Question

If $\Delta JKL$ is an equilateral triangle, $JK=13x+5$ , $KL=17x-19$ , $JL=8x+35$ , how do you find $x$ and the measure of each side?

Answer 1

Hint: To solve these questions, which include finding the length of the sides of an equilateral triangle, first equate any two sides and find the value of the variable. Then substitute the variable back into each of the equations given of the side to find their lengths.

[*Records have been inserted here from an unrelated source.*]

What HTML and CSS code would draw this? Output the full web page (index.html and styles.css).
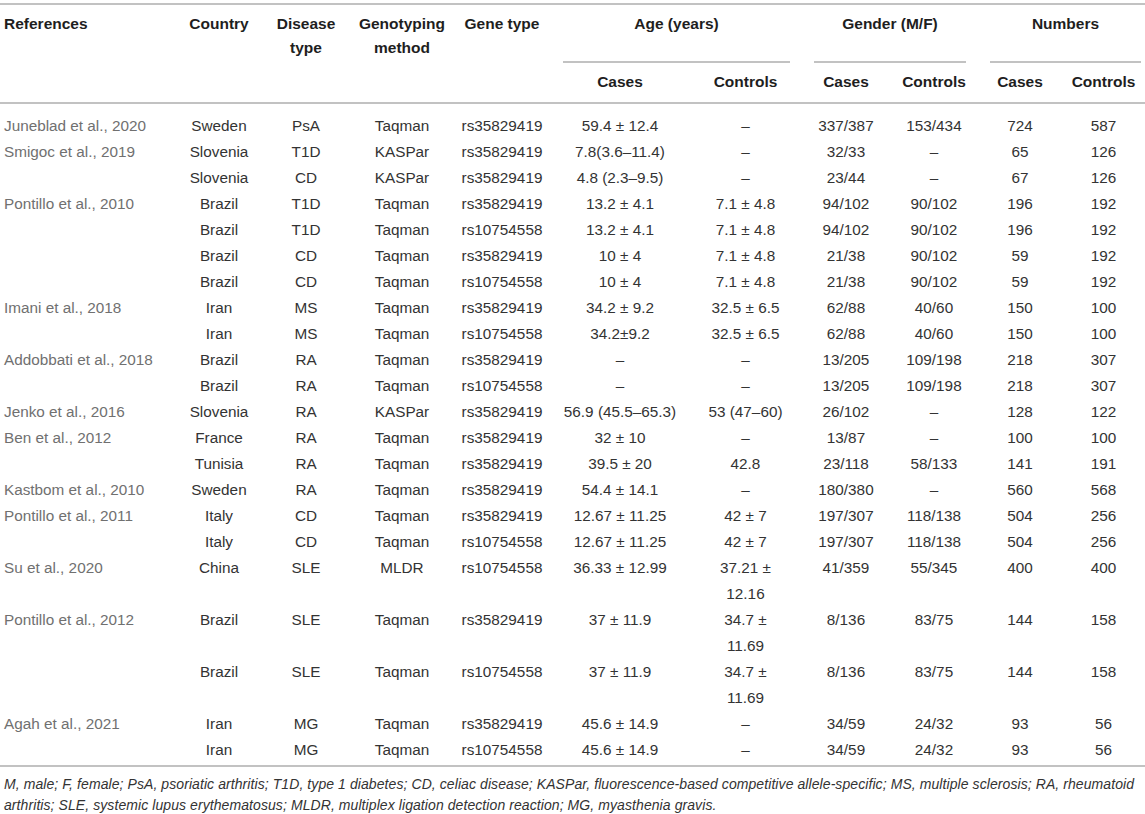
FILE: index.html
```html
<!DOCTYPE html>
<html lang="en">
<head>
<meta charset="utf-8">
<title>Table</title>
<link rel="stylesheet" href="styles.css">
</head>
<body>
<div class="page">
<table class="tbl">
  <colgroup>
    <col class="w-ref"><col class="w-country"><col class="w-disease"><col class="w-geno"><col class="w-gene">
    <col class="w-agec"><col class="w-agek"><col class="w-genc"><col class="w-genk"><col class="w-numc"><col class="w-numk">
  </colgroup>
  <thead>
    <tr class="h1">
      <th rowspan="2" class="left">References</th>
      <th rowspan="2">Country</th>
      <th rowspan="2">Disease type</th>
      <th rowspan="2">Genotyping method</th>
      <th rowspan="2">Gene type</th>
      <th colspan="2" class="group"><div class="grp">Age (years)</div></th>
      <th colspan="2" class="group"><div class="grp">Gender (M/F)</div></th>
      <th colspan="2" class="group"><div class="grp grp-last">Numbers</div></th>
    </tr>
    <tr class="h2">
      <th>Cases</th><th>Controls</th>
      <th>Cases</th><th>Controls</th>
      <th>Cases</th><th>Controls</th>
    </tr>
  </thead>
  <tbody>
    <tr><td class="ref">Juneblad et al., 2020</td><td>Sweden</td><td>PsA</td><td>Taqman</td><td>rs35829419</td><td>59.4 ± 12.4</td><td>–</td><td>337/387</td><td>153/434</td><td>724</td><td>587</td></tr>
    <tr><td class="ref">Smigoc et al., 2019</td><td>Slovenia</td><td>T1D</td><td>KASPar</td><td>rs35829419</td><td>7.8(3.6–11.4)</td><td>–</td><td>32/33</td><td>–</td><td>65</td><td>126</td></tr>
    <tr><td class="ref"></td><td>Slovenia</td><td>CD</td><td>KASPar</td><td>rs35829419</td><td>4.8 (2.3–9.5)</td><td>–</td><td>23/44</td><td>–</td><td>67</td><td>126</td></tr>
    <tr><td class="ref">Pontillo et al., 2010</td><td>Brazil</td><td>T1D</td><td>Taqman</td><td>rs35829419</td><td>13.2 ± 4.1</td><td>7.1 ± 4.8</td><td>94/102</td><td>90/102</td><td>196</td><td>192</td></tr>
    <tr><td class="ref"></td><td>Brazil</td><td>T1D</td><td>Taqman</td><td>rs10754558</td><td>13.2 ± 4.1</td><td>7.1 ± 4.8</td><td>94/102</td><td>90/102</td><td>196</td><td>192</td></tr>
    <tr><td class="ref"></td><td>Brazil</td><td>CD</td><td>Taqman</td><td>rs35829419</td><td>10 ± 4</td><td>7.1 ± 4.8</td><td>21/38</td><td>90/102</td><td>59</td><td>192</td></tr>
    <tr><td class="ref"></td><td>Brazil</td><td>CD</td><td>Taqman</td><td>rs10754558</td><td>10 ± 4</td><td>7.1 ± 4.8</td><td>21/38</td><td>90/102</td><td>59</td><td>192</td></tr>
    <tr><td class="ref">Imani et al., 2018</td><td>Iran</td><td>MS</td><td>Taqman</td><td>rs35829419</td><td>34.2 ± 9.2</td><td>32.5 ± 6.5</td><td>62/88</td><td>40/60</td><td>150</td><td>100</td></tr>
    <tr><td class="ref"></td><td>Iran</td><td>MS</td><td>Taqman</td><td>rs10754558</td><td>34.2±9.2</td><td>32.5 ± 6.5</td><td>62/88</td><td>40/60</td><td>150</td><td>100</td></tr>
    <tr><td class="ref">Addobbati et al., 2018</td><td>Brazil</td><td>RA</td><td>Taqman</td><td>rs35829419</td><td>–</td><td>–</td><td>13/205</td><td>109/198</td><td>218</td><td>307</td></tr>
    <tr><td class="ref"></td><td>Brazil</td><td>RA</td><td>Taqman</td><td>rs10754558</td><td>–</td><td>–</td><td>13/205</td><td>109/198</td><td>218</td><td>307</td></tr>
    <tr><td class="ref">Jenko et al., 2016</td><td>Slovenia</td><td>RA</td><td>KASPar</td><td>rs35829419</td><td>56.9 (45.5–65.3)</td><td>53 (47–60)</td><td>26/102</td><td>–</td><td>128</td><td>122</td></tr>
    <tr><td class="ref">Ben et al., 2012</td><td>France</td><td>RA</td><td>Taqman</td><td>rs35829419</td><td>32 ± 10</td><td>–</td><td>13/87</td><td>–</td><td>100</td><td>100</td></tr>
    <tr><td class="ref"></td><td>Tunisia</td><td>RA</td><td>Taqman</td><td>rs35829419</td><td>39.5 ± 20</td><td>42.8</td><td>23/118</td><td>58/133</td><td>141</td><td>191</td></tr>
    <tr><td class="ref">Kastbom et al., 2010</td><td>Sweden</td><td>RA</td><td>Taqman</td><td>rs35829419</td><td>54.4 ± 14.1</td><td>–</td><td>180/380</td><td>–</td><td>560</td><td>568</td></tr>
    <tr><td class="ref">Pontillo et al., 2011</td><td>Italy</td><td>CD</td><td>Taqman</td><td>rs35829419</td><td>12.67 ± 11.25</td><td>42 ± 7</td><td>197/307</td><td>118/138</td><td>504</td><td>256</td></tr>
    <tr><td class="ref"></td><td>Italy</td><td>CD</td><td>Taqman</td><td>rs10754558</td><td>12.67 ± 11.25</td><td>42 ± 7</td><td>197/307</td><td>118/138</td><td>504</td><td>256</td></tr>
    <tr><td class="ref">Su et al., 2020</td><td>China</td><td>SLE</td><td>MLDR</td><td>rs10754558</td><td>36.33 ± 12.99</td><td>37.21 ±<br>12.16</td><td>41/359</td><td>55/345</td><td>400</td><td>400</td></tr>
    <tr><td class="ref">Pontillo et al., 2012</td><td>Brazil</td><td>SLE</td><td>Taqman</td><td>rs35829419</td><td>37 ± 11.9</td><td>34.7 ±<br>11.69</td><td>8/136</td><td>83/75</td><td>144</td><td>158</td></tr>
    <tr><td class="ref"></td><td>Brazil</td><td>SLE</td><td>Taqman</td><td>rs10754558</td><td>37 ± 11.9</td><td>34.7 ±<br>11.69</td><td>8/136</td><td>83/75</td><td>144</td><td>158</td></tr>
    <tr><td class="ref">Agah et al., 2021</td><td>Iran</td><td>MG</td><td>Taqman</td><td>rs35829419</td><td>45.6 ± 14.9</td><td>–</td><td>34/59</td><td>24/32</td><td>93</td><td>56</td></tr>
    <tr><td class="ref"></td><td>Iran</td><td>MG</td><td>Taqman</td><td>rs10754558</td><td>45.6 ± 14.9</td><td>–</td><td>34/59</td><td>24/32</td><td>93</td><td>56</td></tr>
  </tbody>
</table>
<p class="note">M, male; F, female; PsA, psoriatic arthritis; T1D, type 1 diabetes; CD, celiac disease; KASPar, fluorescence-based competitive allele-specific; MS, multiple sclerosis; RA, rheumatoid arthritis; SLE, systemic lupus erythematosus; MLDR, multiplex ligation detection reaction; MG, myasthenia gravis.</p>
</div>
</body>
</html>
```

FILE: styles.css
```css
html, body {
  margin: 0;
  padding: 0;
  background: #ffffff;
}

body {
  font-family: "Liberation Sans", Arial, Helvetica, sans-serif;
  font-size: 15.3px;
  color: #333333;
}

.page {
  width: 1145px;
  padding-top: 3px;
}

.tbl {
  width: 1145px;
  table-layout: fixed;
  border-collapse: collapse;
  border-top: 2px solid #c2c2c2;
  border-bottom: 2px solid #c2c2c2;
}

.w-ref { width: 177px; }
.w-country { width: 84px; }
.w-disease { width: 90px; }
.w-geno { width: 102px; }
.w-gene { width: 98px; }
.w-agec { width: 138px; }
.w-agek { width: 113px; }
.w-genc { width: 88px; }
.w-genk { width: 88px; }
.w-numc { width: 84px; }
.w-numk { width: 83px; }

th {
  font-weight: bold;
  font-size: 15.5px;
  color: #1e1e1e;
  text-align: center;
  vertical-align: top;
  line-height: 24px;
  padding: 7px 4px 8px;
}

th.left {
  text-align: left;
}

thead th[rowspan] {
  border-bottom: 2px solid #c2c2c2;
}

.h1 th.group {
  padding: 7px 0 0;
}

.grp {
  margin: 0 12px;
  padding-bottom: 25px;
  border-bottom: 2px solid #c2c2c2;
}

.grp-last {
  margin-right: 4px;
}

.h2 th {
  border-bottom: 2px solid #c2c2c2;
}

td {
  text-align: center;
  vertical-align: top;
  line-height: 26px;
  padding: 0 4px;
  color: #333333;
}

td.ref {
  text-align: left;
  color: #707070;
}

tbody tr:first-child td {
  padding-top: 9px;
}

tbody tr:last-child td {
  padding-bottom: 2px;
}

.note {
  margin: 7px 0 0;
  padding: 0 0 0 4px;
  font-style: italic;
  font-size: 14px;
  letter-spacing: 0.08px;
  line-height: 21px;
  color: #333333;
}
```
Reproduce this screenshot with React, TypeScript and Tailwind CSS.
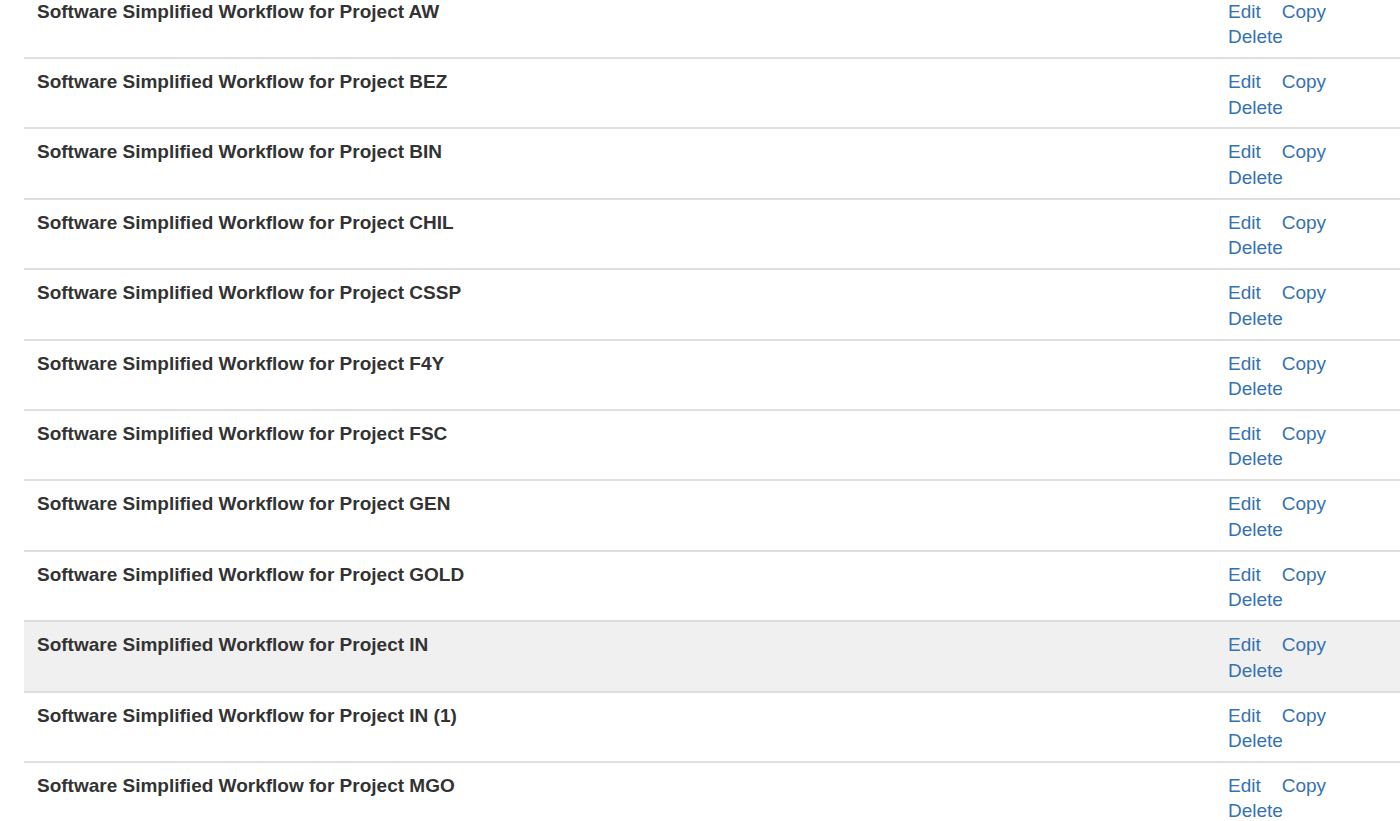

Complete step by step solution:
An equilateral triangle $\Delta JKL$ . And we have also been given the equations of its sides which are $JK=13x+5$ , $KL=17x-19$ and $JL=8x+35$

Now, we have to find the value of the variable in the given equations and then find the lengths of the sides of the given equilateral triangle.
We know that in an equilateral triangle the length of all the three sides of the triangle are the same. Therefore, we can equate the equations of any two sides and find the value of the unknown variable $x$
So, equating any two sides of the equilateral triangle, we get,
$JK=KL$
Substituting, the equations of both the sides, we get,
$\Rightarrow 13x+5=17x-19$
Now, transpose all the variable terms on the left-hand side of the equation and the constant terms on the right-hand side of the equation, to get,
$\Rightarrow 13x-17x=-19-5$
Now, simplifying the above equation by adding or subtracting the terms, we get,
$\Rightarrow -4x=-24$
Now, divide both the sides of the equation by $-4$ to get,
$\Rightarrow x=6$
Therefore, the value of the unknown variable is $x=6$ . Now, to get the lengths of the three sides of the equilateral triangle, substitute the value of $x$ in their equations to get the required answer.
For $JK\;$ :
$JK=13x+5$, substitute $x=6$ to get,
$\Rightarrow JK=13\times 6+5=83$
For $KL\;$:
$KL=17x-19$, substitute $x=6$ to get,
$\Rightarrow KL=17\times 6-19=83$
For $JL\;$:
$JL=8x+35$ , substitute $x=6$ to get,
$\Rightarrow JL=8\times 6+35=83$
Therefore, we can see that the value of $x$ is $6$ and the lengths of each of the sides of the equilateral triangle $\Delta JKL$ is $83units\;$

Note: The most common mistake that students make while solving such questions is that they forget to substitute the value of the variable back in the equations to find their values. On substituting the value of x back into the equations of sides given, each side in the triangle must yield the same length.